Distingue varios escenarios según el incremento real de la economía, pero
curiosamente la hipótesis que escoge para la inflación siempre es la misma,
1,8%. La razón es evidente, los datos son idénticos sea cual sea la inflación;
incluso si esta fuese cero y por lo tanto no hubiese ninguna actualización de
las prestaciones. No sé si los datos son buenos o malos. Solo el ministerio tiene
las tripas, y conoce las hipótesis sobre las que se han elaborado, pero cuadros como este se vienen
confeccionando desde los años ochenta sin que jamás se haya acertado en las
previsiones a tan largo plazo. En cualquier caso, lo que es seguro es que
la evolución del porcentaje del gasto sobre el PIB no depende de la inflación
ni de que se actualicen las pensiones. Otra
cosa es que se quiera aprovechar la inflación para rebajar las prestaciones a
los jubilados y conseguir así que el gasto total se reduzca. En ese caso es
innegable que cuanto mayor sea el IPC, mayor será el recorte que se dé en
términos reales a las pensiones y menor, el gasto total, lo que no tiene mucho
sentido.
Ante el tema
de la revalorización, el líder de Ciudadanos se pone trascendente y afirma que
ese no es el problema, sino que hay que acudir al tema de la sostenibilidad a
largo plazo, y habla de crear empleo, de subir los salarios, de arreglar el
problema de la natalidad, de la conciliación. Todo eso está muy bien, pero, mientras se consigue, permítase a los
jubilados actuales no perder al menos poder adquisitivo. Es la falsa
parábola de la caña y el pez, que tanto emplean los que se oponen a las
prestaciones sociales. Lo de enseñar a
pescar puede ser muy bueno, pero mientras aprende, désele el pez al que lo
necesita, porque mientras aprende o no se ha podido morir de hambre. Algo
parecido ocurre con las pensiones. Mientras
se crea empleo, se corrige la tasa de natalidad o se suben los salarios,
manténgase el poder adquisitivo de los pensionistas.
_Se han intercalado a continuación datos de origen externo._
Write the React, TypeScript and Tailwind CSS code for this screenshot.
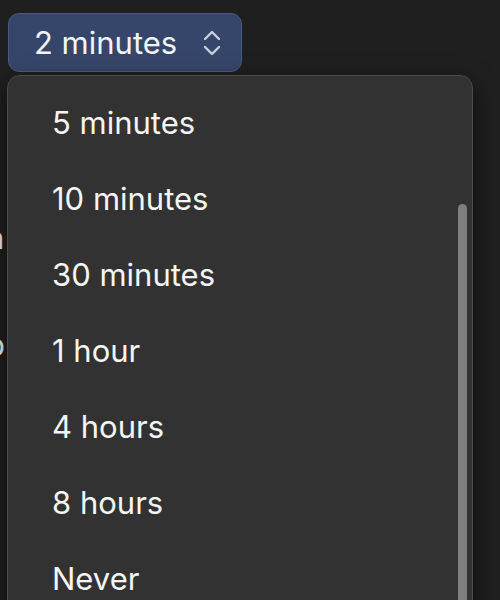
import React from "react";

const items = ["5 minutes", "10 minutes", "30 minutes", "1 hour", "4 hours", "8 hours", "Never"];

export default function App() {
  return (
    <div
      className="relative w-[500px] h-[600px] overflow-hidden bg-[#1f1f1f] text-white"
      style={{ fontFamily: "Inter, 'Noto Sans', sans-serif" }}
    >
      {/* background page content (mostly hidden behind popup) */}
      <div className="pl-[8px] pt-[13px]">
        <button className="flex h-[59px] w-[234px] items-center justify-between rounded-[11px] border border-[#4a5b80] bg-[#36466a] pl-[25px] pr-[20px] text-[31px] leading-none text-[#f2f4f8]">
          <span className="-mt-[1px]">2 minutes</span>
          <svg width="18" height="28" viewBox="0 0 18 28" fill="none" stroke="#c9cfdb" strokeWidth="2.4" strokeLinecap="round" strokeLinejoin="round">
            <path d="M2 10 L9 3 L16 10" />
            <path d="M2 18 L9 25 L16 18" />
          </svg>
        </button>
      </div>
      <div className="mt-[150px] flex flex-col text-[31px] leading-none text-[#ececec]">
        <span className="ml-[-14px]">n</span>
        <span className="ml-[-14px] mt-[76px]">p</span>
        <span className="ml-[-14px] mt-[150px]">r</span>
      </div>

      {/* popup menu */}
      <div className="absolute left-[7px] top-[75px] h-[560px] w-[466px] rounded-[13px] border border-[#4a4a4a] bg-[#323232] shadow-[0_8px_24px_rgba(0,0,0,0.5)]">
        <div className="flex flex-col pt-[9px]">
          {items.map((it) => (
            <div key={it} className="flex h-[76px] items-center pl-[44px] text-[31px] leading-none text-[#f5f5f5]">
              <span className="-mt-[1px]">{it}</span>
            </div>
          ))}
        </div>
        <div className="absolute right-[5px] top-[128px] h-[420px] w-[9px] rounded-full bg-[#7f7f7f]" />
      </div>
    </div>
  );
}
La viabilidad del sistema público de pensiones no se puede cifrar en el
mero hecho de rebajar poco a poco las prestaciones, que es lo que se lleva
haciendo reforma tras reforma. Eso no es hacerlo viable, sino destruirlo paso a
paso. Además, así soluciona el problema cualquiera. El
remedio tampoco puede venir ni de la natalidad ni de la conciliación, ni
siquiera del empleo y de los salarios en sí mismos. Para mostrar y asegurar la viabilidad del sistema hay que sacar las
pensiones del estrecho margen de la Seguridad Social y de las cotizaciones y
situarlo entre todas las obligaciones del Estado y de un Estado Social que es
el que establece nuestra Constitución. Pero este aspecto merece un artículo
completo, así que lo dejamos para la próxima semana.